__What to produce__
Return each line holding the string "React".

____

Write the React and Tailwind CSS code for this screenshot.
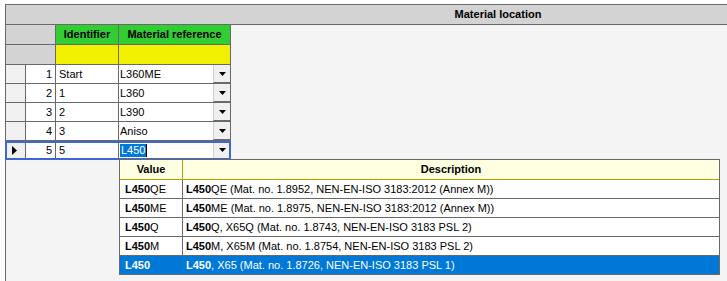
import React from 'react';

const rows = [
  { n: 1, id: 'Start', mat: 'L360ME' },
  { n: 2, id: '1', mat: 'L360' },
  { n: 3, id: '2', mat: 'L390' },
  { n: 4, id: '3', mat: 'Aniso' },
];

const options = [
  { v: 'QE', d: 'QE (Mat. no. 1.8952, NEN-EN-ISO 3183:2012 (Annex M))' },
  { v: 'ME', d: 'ME (Mat. no. 1.8975, NEN-EN-ISO 3183:2012 (Annex M))' },
  { v: 'Q', d: 'Q, X65Q (Mat. no. 1.8743, NEN-EN-ISO 3183 PSL 2)' },
  { v: 'M', d: 'M, X65M (Mat. no. 1.8754, NEN-EN-ISO 3183 PSL 2)' },
  { v: '', d: ', X65 (Mat. no. 1.8726, NEN-EN-ISO 3183 PSL 1)', selected: true },
];

function DropButton() {
  return (
    <div className="w-[17px] h-full bg-[#f0f0f0] border-l border-[#d0d0d0] border-b border-b-[#696969] flex items-center justify-center">
      <svg width="7" height="4" viewBox="0 0 7 4">
        <path d="M0 0h7L3.5 4z" fill="#000" />
      </svg>
    </div>
  );
}

function Row({ n, id, mat }) {
  return (
    <div className="flex h-[19px] border-b border-[#696969]">
      <div className="w-[20px] border-r border-[#696969] bg-[#f0f0f0]" />
      <div className="w-[30px] border-r border-[#696969] bg-white text-right pr-[3px] leading-[18px]">{n}</div>
      <div className="w-[63px] border-r border-[#696969] bg-white pl-[3px] leading-[18px]">{id}</div>
      <div className="w-[112px] border-r border-[#696969] bg-white flex">
        <div className="flex-1 pl-[1px] leading-[18px]">{mat}</div>
        <DropButton />
      </div>
    </div>
  );
}

export default function App() {
  return (
    <div className="w-[727px] h-[281px] bg-white overflow-hidden relative text-[11px] text-black font-['Liberation_Sans',Arial,sans-serif]">
      <div className="ml-[5px] mt-[4px] h-[277px] border-l border-t border-[#696969] bg-[#f4f4f4]">
        {/* group header bar */}
        <div className="h-[20px] bg-[#d3d3d3] border-b border-[#696969] flex overflow-hidden">
          <div className="w-[225px] shrink-0" />
          <div className="w-[534px] shrink-0 text-center font-bold leading-[19px]">Material location</div>
        </div>

        {/* column headers */}
        <div className="flex h-[20px] w-fit border-b border-[#696969]">
          <div className="w-[50px] border-r border-[#696969] bg-[#d3d3d3]" />
          <div className="w-[63px] border-r border-[#696969] bg-[#32cd32] text-center font-bold leading-[19px]">Identifier</div>
          <div className="w-[112px] border-r border-[#696969] bg-[#32cd32] text-center font-bold leading-[19px]">Material reference</div>
        </div>

        {/* filter row */}
        <div className="flex h-[20px] w-fit border-b border-[#696969]">
          <div className="w-[50px] border-r border-[#696969] bg-[#d3d3d3]" />
          <div className="w-[63px] border-r border-[#696969] bg-[#f0f000]" />
          <div className="w-[112px] border-r border-[#696969] bg-[#f0f000]" />
        </div>

        <div className="w-fit">
          {rows.map((r) => (
            <Row key={r.n} {...r} />
          ))}

          {/* current row */}
          <div className="relative flex h-[19px]">
            <div className="w-[20px] border-r border-[#696969] bg-[#f0f0f0] flex items-center pl-[6px]">
              <svg width="5" height="9" viewBox="0 0 5 9">
                <path d="M0 0l5 4.5L0 9z" fill="#000" />
              </svg>
            </div>
            <div className="w-[30px] border-r border-[#696969] bg-white text-right pr-[3px] leading-[19px]">5</div>
            <div className="w-[63px] border-r border-[#696969] bg-white pl-[3px] leading-[19px]">5</div>
            <div className="w-[112px] border-r border-[#696969] bg-white flex items-center">
              <div className="flex-1 pl-[1px] flex items-center">
                <span className="bg-[#0078d7] text-white leading-[13px] px-[1px]">L450</span>
                <span className="w-[1px] h-[13px] bg-black" />
              </div>
              <div className="h-[17px] flex">
                <DropButton />
              </div>
            </div>
            <div className="absolute top-0 bottom-0 left-[-1px] right-0 border-2 border-[#3f67d3] pointer-events-none" />
          </div>
        </div>
      </div>

      {/* dropdown list */}
      <div className="absolute left-[119px] top-[159px] w-[601px] border border-[#696969] bg-white">
        <div className="flex h-[20px] bg-[#ffffe1] border-b border-[#a8a800]">
          <div className="w-[63px] border-r border-[#a8a800] text-center font-bold leading-[19px]">Value</div>
          <div className="flex-1 text-center font-bold leading-[19px]">Description</div>
        </div>
        {options.map((o, i) => (
          <div
            key={i}
            className={
              o.selected
                ? 'flex h-[18px] bg-[#0078d7] text-white'
                : 'flex h-[19px] border-b border-[#696969]'
            }
          >
            <div className={o.selected ? 'w-[63px] pl-[5px] leading-[18px]' : 'w-[63px] border-r border-[#696969] pl-[5px] leading-[18px]'}>
              <span className="font-bold">L450</span>
              {o.v}
            </div>
            <div className="flex-1 pl-[3px] leading-[18px]">
              <span className="font-bold">L450</span>
              {o.d}
            </div>
          </div>
        ))}
      </div>
    </div>
  );
}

____

__Output of the task__
Write the React and Tailwind CSS code for this screenshot.
import React from 'react';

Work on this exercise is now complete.